Cynicism has its place, however, sometimes it gets in the way. Jones does bring up a great point though, Ron and Rand most definitely coordinated the move, but to what end? Cillizza points to something we’ve all suspected, but what about the Romney/Paul ticket?
We have speculated Ron Paul as a possible Vice President and gave the reasons why it would be a good idea. We have also suggested Rand may be tapped for VP for the same reasons. Daniel McCarthy of The American Conservative gives a few more:
The symbolic power shift of putting an anti-statist, non-interventionist Republican in the number 2 slot — in contrast to Cheney in the last GOP administration — would have real-world consequences. That would keep Romney more interested than he would otherwise be in placating constitutionalists, for fear of an embarrassing split within his administration.
And a public official never just occupies a single office: the staff that Rand would put into executive-branch positions (even those associated with the institutionally weak vice presidency) would gain experience that would make them powerful rivals to the neoconservatives in staffing future GOP administrations.
Unfortunately none of these scenarios are likely to come to fruition.
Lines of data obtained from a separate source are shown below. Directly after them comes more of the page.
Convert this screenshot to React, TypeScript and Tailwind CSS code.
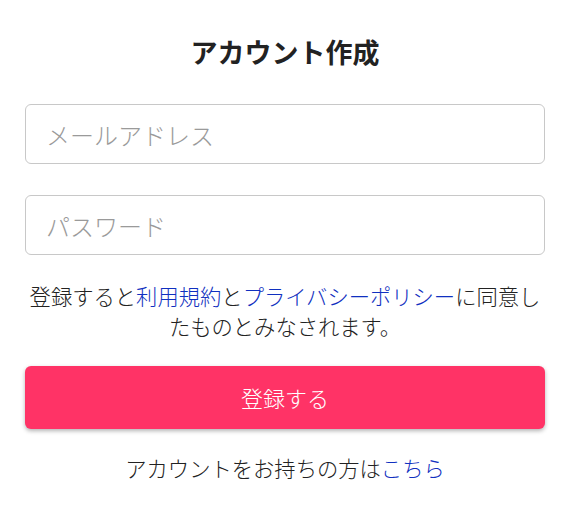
export default function App() {
  return (
    <div
      className="min-h-[517px] w-[570px] bg-white px-[25px] pt-[33px] text-[#222]"
      style={{ fontFamily: '"Noto Sans CJK JP", "Noto Sans", sans-serif' }}
    >
      <h1 className="text-center text-[27px] font-bold leading-[38px] text-[#222]">アカウント作成</h1>

      <form className="mt-[33px] flex flex-col">
        <input
          type="email"
          placeholder="メールアドレス"
          className="h-[60px] w-full rounded-[6px] border border-[#c8c8c8] bg-white px-[20px] text-[24px] font-light text-[#222] outline-none placeholder:text-[#9a9a9a]"
        />
        <input
          type="password"
          placeholder="パスワード"
          className="mt-[31px] h-[60px] w-full rounded-[6px] border border-[#c8c8c8] bg-white px-[20px] text-[24px] font-light text-[#222] outline-none placeholder:text-[#9a9a9a]"
        />

        <p className="mt-[26px] text-center text-[21.3px] font-light leading-[30px] text-[#222]">
          登録すると<a className="text-[#1030c0]">利用規約</a>と<a className="text-[#1030c0]">プライバシーポリシー</a>に同意し
          <br />
          たものとみなされます。
        </p>

        <button
          type="button"
          className="mt-[25px] h-[63px] w-full rounded-[6px] bg-[#ff3366] text-[22px] font-light text-white shadow-[0_2px_4px_rgba(0,0,0,0.3)]"
        >
          登録する
        </button>
      </form>

      <p className="mt-[24px] text-center text-[21.3px] font-light leading-[30px] text-[#222]">
        アカウントをお持ちの方は<a className="text-[#1030c0]">こちら</a>
      </p>
    </div>
  );
}
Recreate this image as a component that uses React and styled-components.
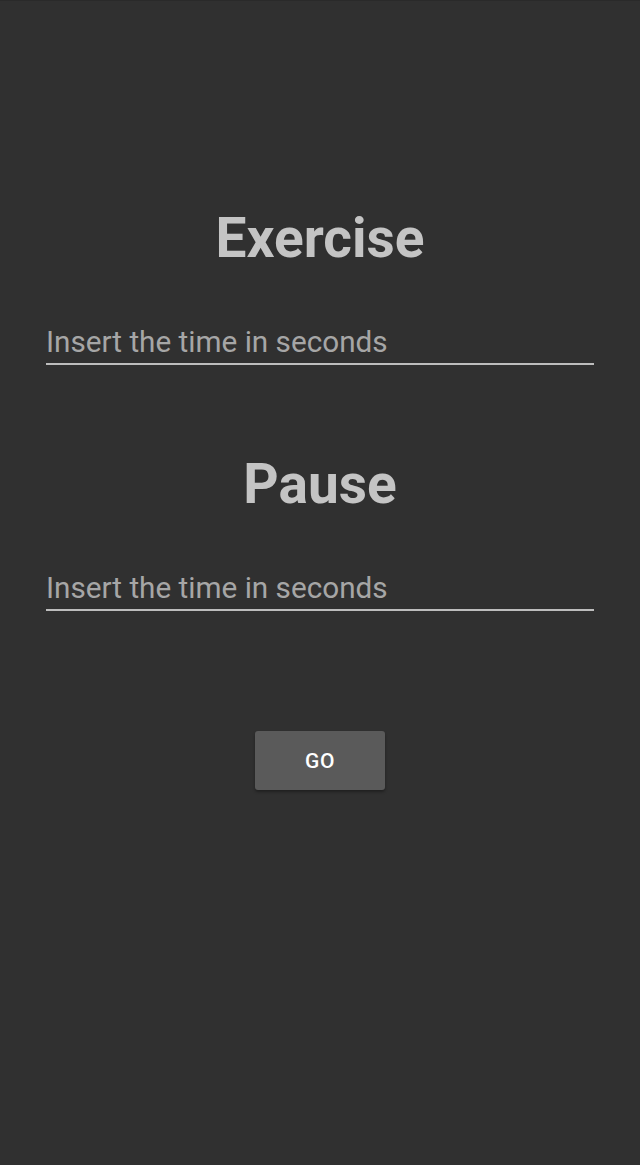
import React, { useState } from "react";
import styled, { createGlobalStyle } from "styled-components";

const GlobalStyle = createGlobalStyle`
  html, body {
    margin: 0;
    padding: 0;
    background-color: #303030;
  }
  body {
    font-family: Roboto, "Noto Sans", sans-serif;
  }
`;

const Screen = styled.div`
  min-height: 1165px;
  box-sizing: border-box;
  background-color: #303030;
  border-top: 1px solid #2a2a2a;
  padding: 200px 46px 0;
  display: flex;
  flex-direction: column;
  align-items: stretch;
`;

const Section = styled.div`
  display: flex;
  flex-direction: column;
  margin-bottom: ${(p) => p.$gap || 0}px;
`;

const Title = styled.h1`
  margin: 0 0 48px;
  text-align: center;
  font-size: 55px;
  line-height: 74px;
  font-weight: 700;
  color: #c4c4c4;
`;

const Input = styled.input`
  display: block;
  width: 100%;
  box-sizing: border-box;
  background: transparent;
  border: none;
  border-bottom: 2px solid #bdbdbd;
  padding: 0 0 2px;
  font-family: Roboto, "Noto Sans", sans-serif;
  font-size: 29.7px;
  line-height: 38px;
  color: #e0e0e0;
  outline: none;
  &::placeholder {
    color: #a6a6a6;
  }
`;

const ButtonRow = styled.div`
  display: flex;
  justify-content: center;
  margin-top: 120px;
`;

const Button = styled.button`
  width: 130px;
  height: 59px;
  border: none;
  border-radius: 3px;
  background-color: #5a5a5a;
  color: #ffffff;
  font-family: Roboto, "Noto Sans", sans-serif;
  font-size: 21px;
  font-weight: 500;
  letter-spacing: 0.5px;
  box-shadow: 0 2px 3px rgba(0, 0, 0, 0.35);
  cursor: pointer;
`;

export default function App() {
  const [exercise, setExercise] = useState("");
  const [pause, setPause] = useState("");

  return (
    <>
      <GlobalStyle />
      <Screen>
        <Section $gap={82}>
          <Title>Exercise</Title>
          <Input
            type="number"
            value={exercise}
            placeholder="Insert the time in seconds"
            onChange={(e) => setExercise(e.target.value)}
          />
        </Section>
        <Section>
          <Title>Pause</Title>
          <Input
            type="number"
            value={pause}
            placeholder="Insert the time in seconds"
            onChange={(e) => setPause(e.target.value)}
          />
        </Section>
        <ButtonRow>
          <Button type="button">GO</Button>
        </ButtonRow>
      </Screen>
    </>
  );
}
The motivation against Barack Obama is demonstrably more widespread than the enthusiasm for Rand Paul and other than enthusiasm and fresh ideas Rand Paul doesn’t bring much to the table – as far as an establishment politician is concerned. Marco Rubio on the other hand offers Latinos and Florida, Nikki Haley offers women and ostensibly some libertarianism, while Rob Portman is simply a reassuring water carrier.
To be sure, this was a political decision; therefore it should be judged on those grounds. If Rand Paul doesn’t get anything for his endorsement, while pulling the chair out from under his supporters, it will be to his chagrin. However, speaking slots at the GOP convention, cabinet appointments and other tangible influence will be a victory for the liberty wing of the GOP. Revolutions don’t occur overnight, at least the organic ones.